Menakıpta kendi ifadesine göre on altı yıl Mustafa Safî Efendi’nin hizmetinde bulunmuştur. Yine kendi ifadesine göre Mustafa Safî Efendi, İbrahim Hilmî Bey’i çok sevmekte ve dergâhın tamir ve yenilenme gibi durumlarında kendisini görevlendirmekteydi
İbrahim Hilmî Bey’in bilinen tek eseri Menâkıbnâme-i Mustafa Safî’dir. Eserin bilinen tek nüshası Millet Kütüphanesi’nde bulunmaktadır. Otuz dört varaktan oluşan eser, rikayla kaleme alınmıştır. Menâkıbnâme, Mustafa Safî hazretlerinin kendisi ve ailesi başta olmak üzere 19. Yüzyıl’da Bolu’da yaşayan mutasavvıflar hakkında önemli bir kaynaktır. Menâkıb Mustafa Safî Efendi’nin hayatını, çevresini, kerametlerini, halifelerini ve diğer bazı dervişlerini konu almaktadır. Bu eserde Mustafa Safî Efendi’nin mürşitleri Mustafa Çerkeşî ve Geredeli Hacı Halil Efendi hazretleri hakkında bazı bilgiler verildikten sonra hazretin hayatı, halifeleri ve bazı dervişleri hakkında da çeşitli malumat verilmiştir. Menâkıbda ayrıca hazretin kendisi ve oğlu Mehmed Fâik Efendi başta olmak üzere bazı mutasavvıflara ait manzumeler kaydedilmiştir. Bunun yanında bu eserin sosyal tarih araştırmaları açısından 19. Yüzyıl Bolusu için bir kaynak teşkil edebileceğini de ifade etmek gerekir.

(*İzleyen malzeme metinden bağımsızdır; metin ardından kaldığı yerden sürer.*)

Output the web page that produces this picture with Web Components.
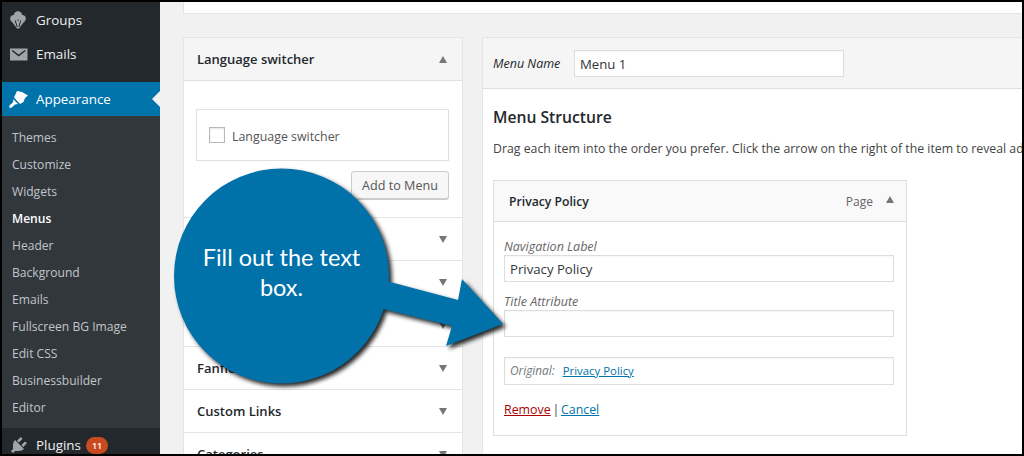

Derviş İbrahim Hilmî Bey, şair bir şahsiyettir. Menakıptan, İbrahim Hilmî Bey’in, şiirle meşgul olduğu anlaşılmaktadır. Burada onun iki manzumesi kayıtlıdır. Başka şiirlerinin de olması ihtimal dâhilindedir. Onun aruzun “fâ‘ilâtün fâ‘ilâtün fâ‘ilâtün fâ‘ilün” vezniyle söylediği bir murabba örneği şöyledir:
Ey meded eyvâh elinden bu zamânın elverir
Hedm idüp vîrâne gönlüm dün ü günü dil verir
Artık artık bu cihânı geşt ü seyrân eyleyip
Devr-i ebvâb eyleyüben gezmesem de elverir
Ey gönül bul mülk-i fânî nâs işinden çek elin
Yetmedi mi eylediğin zevk ü sefâ tut dilin
Çâr köşemi aldı agyâr vâh elinden bu elin
Ne etdim bilemem agyâra n’olsa benden bilir
Cânımın cânı vücûdum bâğı hemdem mahremim
Öz birâderdir Muhammed Zühdi olmuş merhemim
Rahm edip kıldı nasihât ta’mîr etdi meskenim
Bilmezem ben tâliimden bindiğim dal bel verir
Ber-hayât mıdır cihânda ol azîzin ey şakî
Bile kadrin hem derûnun cümleden a‘lem Safî
Sâyesinde olıserdi bu cihânın revnakı
Çün o gitdi ne turursun nûruzandı el verir
Hilmiyâ sen baş içinden kes dilin söyleme hiç
Al azîzin dest-i pâkinden şarâb-ı Kevser iç
Bu nasihat sana kâfî oldu îmâ dışla iç
Er bu kez dest-i murâda neyledikse el verir
Sonuç olarak Derviş İbrahim Hilmî Bey, 19. Yüzyıl’da Bolu’da yaşamış önemli şahsiyetlerden birisidir. Kendisi kâtip, şair, mutasavvıftır. Hüseyin Vassaf’ın Sefîne-i Evliya adlı eserinde verdiği bilgiye göre İbrahim Hilmî Bey, 1879 senesinde vefat etmiştir. Hayreddin-i Tokadî hazretlerinin hemen yakınında “Bolulu Tarikat-ı Halvetiyye Şeyhi İbrahim Efendi” adına olan mezar büyük ihtimalle Derviş İbrahim Hilmî Bey’in mezarıdır.